As we can see, all three  aggregated variables are very correlated with one another, and they all have around the same correlation with the target variable. Due to the mean being the more stable option, we decide to use the mean as the function we will use to aggregate the variables representing crude prices. 

## Natural Gas Prices

In [None]:
gas_cols = [col for col in df.columns.to_list() if "GAS" in col]

plt.figure()

for column in gas_cols:
    plt.plot(df["time"], df[column], label=column)

plt.title(f"Time Series Plot - Natural Gas Prices")
plt.xlabel("time")
plt.ylabel("natural gas prices")
plt.legend();

As we can see from the plot above, all the natural gas prices variables are very similar to one another except for iNATGAS. From the correlation matrix we can also see that iNATGAS has a correlation of 0.99 with NGAS_EUR. Knowing these two facts, and in order to avoid iNATGAS heavily influencing the aggregate variable we want to define, we will only aggregate the remaining natural gas variables, dropping the iNATGAS variable.

In [None]:
df["NATGAS_AVG"] = df[NGAS_vars].mean(axis=1)
df["NATGAS_MIN"] = df[NGAS_vars].min(axis=1)
df["NATGAS_MAX"] = df[NGAS_vars].max(axis=1)

In [None]:
data_NatGas = df[
    ["NATGAS_AVG", "NATGAS_MIN", "NATGAS_MAX", "best_price_compound"]
]
plt.figure(figsize=(10, 5))
heatmap = sns.heatmap(
    data_NatGas.corr(), cmap="flare", vmin=-1, vmax=1, annot=True
)
heatmap.set_title("Correlation Heatmap", fontdict={"fontsize": 12}, pad=12)
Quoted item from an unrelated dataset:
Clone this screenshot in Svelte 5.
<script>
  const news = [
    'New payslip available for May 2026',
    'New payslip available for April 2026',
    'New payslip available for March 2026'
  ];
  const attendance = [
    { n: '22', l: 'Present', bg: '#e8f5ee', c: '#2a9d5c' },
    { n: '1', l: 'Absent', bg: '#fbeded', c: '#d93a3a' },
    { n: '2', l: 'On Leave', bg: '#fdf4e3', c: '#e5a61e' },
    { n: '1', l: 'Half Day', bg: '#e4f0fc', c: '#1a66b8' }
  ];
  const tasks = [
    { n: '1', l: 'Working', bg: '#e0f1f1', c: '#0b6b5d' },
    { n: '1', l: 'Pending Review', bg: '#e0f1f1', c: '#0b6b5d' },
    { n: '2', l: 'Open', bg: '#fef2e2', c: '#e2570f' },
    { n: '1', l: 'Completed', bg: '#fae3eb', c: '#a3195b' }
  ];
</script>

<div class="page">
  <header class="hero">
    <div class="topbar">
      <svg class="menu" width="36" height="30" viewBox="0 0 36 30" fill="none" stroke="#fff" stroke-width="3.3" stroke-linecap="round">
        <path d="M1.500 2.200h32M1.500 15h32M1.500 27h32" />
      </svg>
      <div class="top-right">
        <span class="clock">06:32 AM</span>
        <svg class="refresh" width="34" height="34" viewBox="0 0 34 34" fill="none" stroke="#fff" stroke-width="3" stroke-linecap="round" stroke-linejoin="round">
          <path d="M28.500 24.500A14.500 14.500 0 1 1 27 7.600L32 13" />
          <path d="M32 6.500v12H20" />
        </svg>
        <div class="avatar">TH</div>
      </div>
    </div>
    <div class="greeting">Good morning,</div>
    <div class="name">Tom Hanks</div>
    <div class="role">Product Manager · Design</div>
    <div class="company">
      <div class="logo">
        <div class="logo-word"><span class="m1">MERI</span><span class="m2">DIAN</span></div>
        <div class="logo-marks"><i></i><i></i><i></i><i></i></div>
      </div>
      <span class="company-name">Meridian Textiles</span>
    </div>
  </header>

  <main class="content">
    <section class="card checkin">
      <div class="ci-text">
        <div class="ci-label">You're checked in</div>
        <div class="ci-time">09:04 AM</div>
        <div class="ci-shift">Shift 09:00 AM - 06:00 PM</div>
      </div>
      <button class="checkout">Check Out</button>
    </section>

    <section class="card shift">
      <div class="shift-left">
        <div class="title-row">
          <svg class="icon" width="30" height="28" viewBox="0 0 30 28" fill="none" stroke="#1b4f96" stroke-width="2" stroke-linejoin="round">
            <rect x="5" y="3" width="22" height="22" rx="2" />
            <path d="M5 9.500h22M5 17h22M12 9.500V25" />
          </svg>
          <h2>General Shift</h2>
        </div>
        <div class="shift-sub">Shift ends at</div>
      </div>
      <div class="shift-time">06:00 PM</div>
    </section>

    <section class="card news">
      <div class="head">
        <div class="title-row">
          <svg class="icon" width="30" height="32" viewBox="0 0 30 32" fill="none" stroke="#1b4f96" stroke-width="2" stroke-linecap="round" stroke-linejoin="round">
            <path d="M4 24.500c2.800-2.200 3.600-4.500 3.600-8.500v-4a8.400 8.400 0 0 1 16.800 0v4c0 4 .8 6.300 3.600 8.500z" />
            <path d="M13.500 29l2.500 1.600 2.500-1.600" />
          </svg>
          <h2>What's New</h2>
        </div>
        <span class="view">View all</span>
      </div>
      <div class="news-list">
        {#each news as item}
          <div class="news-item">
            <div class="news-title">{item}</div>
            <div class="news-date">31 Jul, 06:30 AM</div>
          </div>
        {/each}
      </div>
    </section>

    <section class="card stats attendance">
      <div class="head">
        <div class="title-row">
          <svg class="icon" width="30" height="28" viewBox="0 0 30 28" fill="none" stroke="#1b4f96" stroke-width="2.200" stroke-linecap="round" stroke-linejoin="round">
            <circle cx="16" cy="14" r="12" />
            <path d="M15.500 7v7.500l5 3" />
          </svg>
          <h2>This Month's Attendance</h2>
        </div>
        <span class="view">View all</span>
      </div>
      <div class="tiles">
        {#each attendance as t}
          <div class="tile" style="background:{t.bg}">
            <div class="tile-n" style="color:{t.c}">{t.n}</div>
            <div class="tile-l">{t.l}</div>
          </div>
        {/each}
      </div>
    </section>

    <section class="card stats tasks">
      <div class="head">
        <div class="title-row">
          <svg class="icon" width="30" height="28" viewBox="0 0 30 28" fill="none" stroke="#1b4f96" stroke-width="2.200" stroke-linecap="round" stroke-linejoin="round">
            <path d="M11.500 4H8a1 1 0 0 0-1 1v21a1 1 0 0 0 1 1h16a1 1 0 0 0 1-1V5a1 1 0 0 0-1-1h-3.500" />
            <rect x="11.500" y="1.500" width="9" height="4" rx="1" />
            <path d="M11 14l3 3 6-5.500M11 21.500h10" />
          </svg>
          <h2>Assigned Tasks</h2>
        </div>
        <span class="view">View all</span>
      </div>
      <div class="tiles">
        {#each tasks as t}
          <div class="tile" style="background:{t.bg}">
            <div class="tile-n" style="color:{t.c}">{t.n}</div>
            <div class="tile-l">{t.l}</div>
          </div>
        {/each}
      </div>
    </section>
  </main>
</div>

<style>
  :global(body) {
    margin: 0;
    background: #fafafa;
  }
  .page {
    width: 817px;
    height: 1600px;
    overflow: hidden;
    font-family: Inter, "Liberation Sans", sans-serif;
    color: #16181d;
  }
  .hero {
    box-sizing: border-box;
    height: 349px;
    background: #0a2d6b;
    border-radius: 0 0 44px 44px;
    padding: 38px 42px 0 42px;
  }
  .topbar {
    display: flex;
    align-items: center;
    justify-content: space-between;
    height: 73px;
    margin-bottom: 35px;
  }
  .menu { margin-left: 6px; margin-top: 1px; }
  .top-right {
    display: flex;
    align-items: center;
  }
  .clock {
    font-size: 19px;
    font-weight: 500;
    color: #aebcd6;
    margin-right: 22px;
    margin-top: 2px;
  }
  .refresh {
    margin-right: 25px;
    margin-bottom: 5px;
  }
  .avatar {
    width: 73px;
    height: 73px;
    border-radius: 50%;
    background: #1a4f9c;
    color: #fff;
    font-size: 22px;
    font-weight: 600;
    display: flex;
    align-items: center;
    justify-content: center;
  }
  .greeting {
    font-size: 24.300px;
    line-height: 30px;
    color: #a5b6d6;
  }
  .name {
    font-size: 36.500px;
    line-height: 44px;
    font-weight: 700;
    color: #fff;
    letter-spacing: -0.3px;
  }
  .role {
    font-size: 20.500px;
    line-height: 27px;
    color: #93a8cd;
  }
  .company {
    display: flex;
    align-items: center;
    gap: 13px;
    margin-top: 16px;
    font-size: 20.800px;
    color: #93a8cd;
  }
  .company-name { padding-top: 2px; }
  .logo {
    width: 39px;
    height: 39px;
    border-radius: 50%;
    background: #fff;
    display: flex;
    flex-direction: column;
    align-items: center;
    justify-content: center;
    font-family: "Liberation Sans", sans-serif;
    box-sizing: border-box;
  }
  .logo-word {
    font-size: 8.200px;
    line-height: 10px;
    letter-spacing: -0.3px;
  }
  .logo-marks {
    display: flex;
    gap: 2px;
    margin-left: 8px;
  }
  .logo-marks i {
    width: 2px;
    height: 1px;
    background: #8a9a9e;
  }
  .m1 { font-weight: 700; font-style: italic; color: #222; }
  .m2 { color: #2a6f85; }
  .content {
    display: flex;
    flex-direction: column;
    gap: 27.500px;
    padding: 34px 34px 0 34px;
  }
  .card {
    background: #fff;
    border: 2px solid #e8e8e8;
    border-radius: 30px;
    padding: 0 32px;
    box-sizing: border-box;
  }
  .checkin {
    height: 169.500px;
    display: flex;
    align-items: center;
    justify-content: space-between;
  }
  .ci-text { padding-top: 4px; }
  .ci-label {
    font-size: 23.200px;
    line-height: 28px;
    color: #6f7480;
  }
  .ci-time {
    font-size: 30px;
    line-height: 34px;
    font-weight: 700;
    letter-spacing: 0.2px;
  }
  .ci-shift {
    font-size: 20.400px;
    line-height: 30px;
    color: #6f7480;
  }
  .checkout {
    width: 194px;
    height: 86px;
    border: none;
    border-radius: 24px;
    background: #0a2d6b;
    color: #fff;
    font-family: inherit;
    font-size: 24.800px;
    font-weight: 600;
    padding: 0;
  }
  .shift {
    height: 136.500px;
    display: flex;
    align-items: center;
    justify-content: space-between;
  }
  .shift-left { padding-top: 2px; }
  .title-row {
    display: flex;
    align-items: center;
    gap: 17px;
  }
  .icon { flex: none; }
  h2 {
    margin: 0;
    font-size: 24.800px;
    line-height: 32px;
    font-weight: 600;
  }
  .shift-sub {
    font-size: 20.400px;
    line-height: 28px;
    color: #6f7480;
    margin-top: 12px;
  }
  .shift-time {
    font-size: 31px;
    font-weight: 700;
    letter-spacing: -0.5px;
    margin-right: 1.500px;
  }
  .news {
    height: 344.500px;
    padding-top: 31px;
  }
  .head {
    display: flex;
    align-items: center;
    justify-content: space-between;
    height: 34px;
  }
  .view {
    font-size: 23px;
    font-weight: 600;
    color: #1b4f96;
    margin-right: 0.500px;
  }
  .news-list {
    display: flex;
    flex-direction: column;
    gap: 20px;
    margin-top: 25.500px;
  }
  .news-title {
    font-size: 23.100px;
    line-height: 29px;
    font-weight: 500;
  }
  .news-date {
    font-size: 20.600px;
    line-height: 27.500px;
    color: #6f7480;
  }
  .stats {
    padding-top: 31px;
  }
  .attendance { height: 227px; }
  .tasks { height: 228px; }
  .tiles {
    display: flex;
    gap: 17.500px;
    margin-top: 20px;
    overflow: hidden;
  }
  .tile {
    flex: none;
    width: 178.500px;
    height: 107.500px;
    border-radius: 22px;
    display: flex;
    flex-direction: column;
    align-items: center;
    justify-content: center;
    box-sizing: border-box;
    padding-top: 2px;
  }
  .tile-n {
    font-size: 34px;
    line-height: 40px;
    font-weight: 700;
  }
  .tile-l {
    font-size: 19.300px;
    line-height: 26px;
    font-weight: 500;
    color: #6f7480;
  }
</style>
As we can see, NATGAS_AVG and NATGAS_MAX have a very high correlation, with NATGAS_MIN being less correlated to the other two aggregating variables. NATGAS_AVG is also the one with the biggest correlation to the target variable. Adding to this the fact that the mean is the most stable variable, we will use the mean to aggregate these three variables. 

## Chemical Prices

There are three chemicals whose price is a feature of our dataset. They are Benzene, Cyclohexane and Caprolactam. Let us see how they are related to PA6 from a chemical point of view:

Benzene --> Cyclohexane --> Caprolactam --> PA6

As we can see, only Caprolactam is directly used in the production of PA6. After talking to an expert in Chemical Engineering, we obtained the information that the majority of companies which produce PA6 buy their Caprolactam instead of producing it. With this in mind, we have made the educated assumption that Caprolactam price will be much more influent in the prediction of the price of PA6 than the other variables and therefore we will discard the remaining chemical variables. 

We can also see that PA6 GLOBAL_ EMEAS _ EUR per TON has a correlation of 0.97 with Caprolactam_Price, and therefore we will drop it. 

## Electricity Prices

In [None]:
df["Electricity_AVG"] = df[Electricity_vars].mean(axis=1)
df["Electricity_MIN"] = df[Electricity_vars].min(axis=1)
df["Electricity_MAX"] = df[Electricity_vars].max(axis=1)

In [None]:
data_electricity = df[
    [
        "Electricity_AVG",
        "Electricity_MIN",
        "Electricity_MAX",
        "best_price_compound",
    ]
]
plt.figure(figsize=(10, 5))
heatmap = sns.heatmap(
    data_electricity.corr(), cmap="flare", vmin=-1, vmax=1, annot=True
)
heatmap.set_title("Correlation Heatmap", fontdict={"fontsize": 12}, pad=12)

As we can see, all three variables are very correlated and have a close to equal correlation to the target variable. Therefore, we have decided to use the mean to group the different variables regarding electricity prices. 

## Correlation analysis of the processed variables

Let us now take a look at the correlation matrix for the variables after the preprocesing is done.

In [None]:
processed_data_for_corr = df[
    [
        "Caprolactam_price",
        "CRUDE_AVG",
        "Electricity_AVG",
        "NATGAS_AVG",
        "Inflation_rate_france",
        "Automotive Value",
        "best_price_compound",
    ]
]
plt.figure(figsize=(16, 6))
heatmap = sns.heatmap(
    processed_data_for_corr.corr(), cmap="flare", vmin=-1, vmax=1, annot=True
)
heatmap.set_title("Correlation Heatmap", fontdict={"fontsize": 12}, pad=12)

As we can see, we have managed to reduce drastically the ammount of variables which are extremely correlated with one another, as well as diminuishing the number of variables, one of our main goals.